The family was ultimately discovered in their first hiding place. In the darkness, however, everyone but Hochman’s mother, younger sister, an uncle, an aunt and a cousin were able to escape - the latter two were executed.
A relative suggested the family find a place “where no human has ever been. A virgin place, not on a map, no signs,” explained an elegantly dressed Hochman. Thus, the Stermers arrived at their new home, Priest’s Grotto, a place they illuminated with candlelight only a few minutes each day; a place the women and children never left for almost a year, hiding in the unforgiving blackness while the men - armed with a fake gun made of wood - ventured into the daylight to steal potatoes and barter with “Righteous Christians” sympathetic to their plight.
Through photographs provided by Nicola and fellow explorer and photographer Peter Lane Taylor, Hochman and her family were finally able to see, in vivid detail, the interior of the cave, right down to the slabs of stone they had carved out as beds.
Essentially, with their expensive equipment, Nicola and Taylor became the “eyes” for those who had ventured into Priest’s Grotto in their street clothing six decades earlier. The Stermers were in the cave for so long, Hochman said, that her sister, five at the time, forgot there was such a thing as the sun.
“If everything goes well,” Nicola said, “it’s going to help them find their voice and eyes again.”
In order to get to the grotto though, a team of elderly people, including Hochman, her husband, two uncles and a younger sister, will have to descend 23 feet down a metal conduit, ranging in diameter from five to two feet, and crawl 90 feet on their hands and knees through mud.

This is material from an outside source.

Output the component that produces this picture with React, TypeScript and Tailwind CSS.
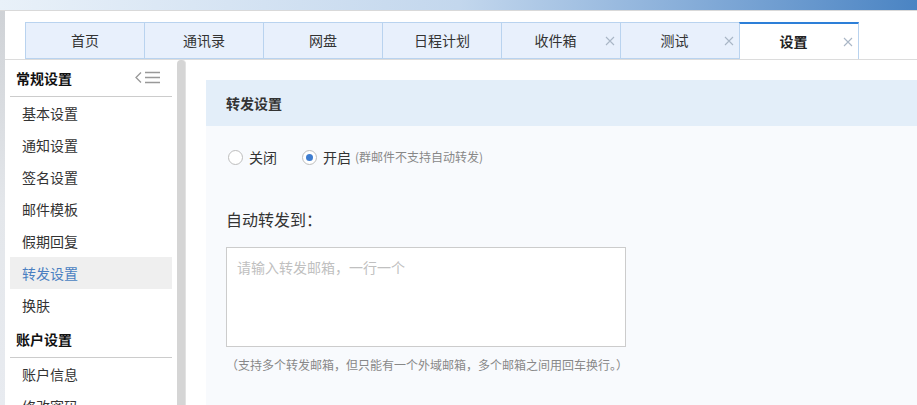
import React from "react";

const tabs = [
  { label: "首页", close: false },
  { label: "通讯录", close: false },
  { label: "网盘", close: false },
  { label: "日程计划", close: false },
  { label: "收件箱", close: true },
  { label: "测试", close: true },
  { label: "设置", close: true, active: true },
];

const general = ["基本设置", "通知设置", "签名设置", "邮件模板", "假期回复", "转发设置", "换肤"];
const account = ["账户信息", "修改密码"];

const font = { fontFamily: '"Noto Sans CJK SC", "Noto Sans", sans-serif' };

function CloseX() {
  return (
    <svg width="10" height="10" viewBox="0 0 10 10" className="absolute right-[5px] top-1/2 -translate-y-1/2">
      <path d="M1 1 L9 9 M9 1 L1 9" stroke="#a9b6c6" strokeWidth="1.1" fill="none" />
    </svg>
  );
}

function CollapseIcon() {
  return (
    <svg width="26" height="14" viewBox="0 0 26 14">
      <path d="M6 1.5 L1 6.5 L6 11.5" stroke="#999" strokeWidth="1.3" fill="none" />
      <path d="M10 1.5 H25 M10 6.5 H25 M10 11.5 H25" stroke="#999" strokeWidth="1.6" fill="none" />
    </svg>
  );
}

const App: React.FC = () => {
  return (
    <div className="w-[917px] h-[405px] overflow-hidden bg-white flex flex-col text-[#333]" style={font}>
      {/* top banner strip */}
      <div className="h-[10px] shrink-0 bg-gradient-to-r from-[#e9f1f9] via-[#c3d7ed] to-[#4a84c3] border-b border-[#d9d9d9] box-content" />

      <div className="flex flex-1 min-h-0">
        <div className="w-[5px] shrink-0 bg-gradient-to-b from-[#cfd2d6] via-[#e4e7eb] to-[#e8ebf0]" />

        <div className="flex-1 flex flex-col min-w-0">
          {/* tabs */}
          <div className="h-[49px] shrink-0 pl-[20px] pt-[11px] flex border-b border-[#dcdcdc]">
            {tabs.map((t) => (
              <div
                key={t.label}
                className={`relative w-[120px] h-[37px] flex items-center justify-center text-[14px] border-l border-r border-[#b9d3ef] -mr-px ${
                  t.close ? "pr-[11px]" : ""
                } ${
                  t.active
                    ? "bg-white border-t-2 border-t-[#2d7fd8] font-bold text-[#222]"
                    : "bg-[#e8f0fc] border-t border-b border-[#b9d3ef]"
                }`}
              >
                {t.label}
                {t.close && <CloseX />}
              </div>
            ))}
          </div>

          <div className="flex flex-1 min-h-0">
            {/* sidebar */}
            <div className="w-[162px] ml-[5px] shrink-0 bg-white">
              <div className="h-[37px] flex items-center justify-between pl-[6px] pr-[11px] border-b border-[#cccccc]">
                <span className="text-[14px] font-bold text-[#111]">常规设置</span>
                <CollapseIcon />
              </div>
              {general.map((g) => (
                <div
                  key={g}
                  className={`h-[32px] flex items-center pl-[12px] text-[14px] ${
                    g === "转发设置" ? "bg-[#efefef] text-[#4a7fc1]" : "text-[#333]"
                  }`}
                >
                  {g}
                </div>
              ))}
              <div className="h-[37px] flex items-center pl-[6px] border-b border-[#cccccc]">
                <span className="text-[14px] font-bold text-[#111]">账户设置</span>
              </div>
              {account.map((g) => (
                <div key={g} className="h-[32px] flex items-center pl-[12px] text-[14px] text-[#333]">
                  {g}
                </div>
              ))}
            </div>

            {/* scrollbar */}
            <div className="w-[9px] ml-[5px] shrink-0 bg-[#d5d5d5] rounded-t-[4px] border-r border-[#e2e2e2]" />

            {/* content */}
            <div className="flex-1 ml-[20px] pt-[20px] min-w-0">
              <div className="h-[46px] bg-[#e3eef9] flex items-center pl-[20px]">
                <span className="text-[14px] font-bold text-[#333]">转发设置</span>
              </div>
              <div className="bg-[#f8fafd] h-[300px] pl-[20px] pt-[23px]">
                <div className="flex items-center h-[16px] text-[14px]">
                  <span className="w-[15px] h-[15px] rounded-full border border-[#bdbdbd] bg-white ml-[2px]" />
                  <span className="ml-[6px]">关闭</span>
                  <span className="ml-[25px] w-[15px] h-[15px] rounded-full border border-[#bdbdbd] bg-white flex items-center justify-center">
                    <span className="w-[7px] h-[7px] rounded-full bg-[#3f7dd0]" />
                  </span>
                  <span className="ml-[6px]">开启</span>
                  <span className="ml-[4px] text-[12px] text-[#888]">(群邮件不支持自动转发)</span>
                </div>

                <div className="mt-[42px] text-[16px] text-[#333] leading-[24px]">自动转发到：</div>

                <div className="mt-[16px] w-[400px] h-[100px] border border-[#cccccc] bg-white pl-[10px] pt-[6px]">
                  <span className="text-[14px] text-[#c0c0c0]">请输入转发邮箱，一行一个</span>
                </div>

                <div className="mt-[9px] text-[12px] text-[#888] leading-[18px]">
                  （支持多个转发邮箱，但只能有一个外域邮箱，多个邮箱之间用回车换行。）
                </div>
              </div>
            </div>
          </div>
        </div>
      </div>
    </div>
  );
};

export default App;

There’s the risk of falling, injured bones and hypothermia in an environment that hovers around 50 degrees with 50 percent humidity. No surprise then, that Kamler submitted a 14-page long medication request to LIJ, which is providing the expedition with medical supplies such as cardiac and respiratory drugs, monitors, defibrillators and intravenous fluids.
Of course, there’s also the mental trauma, just as influential on the mission as physical strain. Granis Stewart, an explorer and Emergency Room nurse at Massachusetts General Hospital, will be the “ear” for survivors who wish to talk about their past and the new memories triggered by a return to the cave.
“We’re going to the cave so the world will know,” said Hochman, whose team will be accompanied by a film crew. Like her grandmother who published a book about life in Priest’s Grotto, Hochman would like her own grandchildren and great-grand children to know their family’s story.
For Nicola, who has traveled the world spelunking, this expedition is the culmination of 15 years of work topped off with a wealth of emotion as he is finally able to pass the Priest’s Grotto baton onto the Stermers, the cave’s rightful pioneers.
“One of the reasons I go caving is that adrenaline rush,” said Nicola, who, for many years explored underwater caves. “This doesn’t have that adrenaline rush. This is deeper inside, it’s a type of fulfillment for me - personal fulfillment.”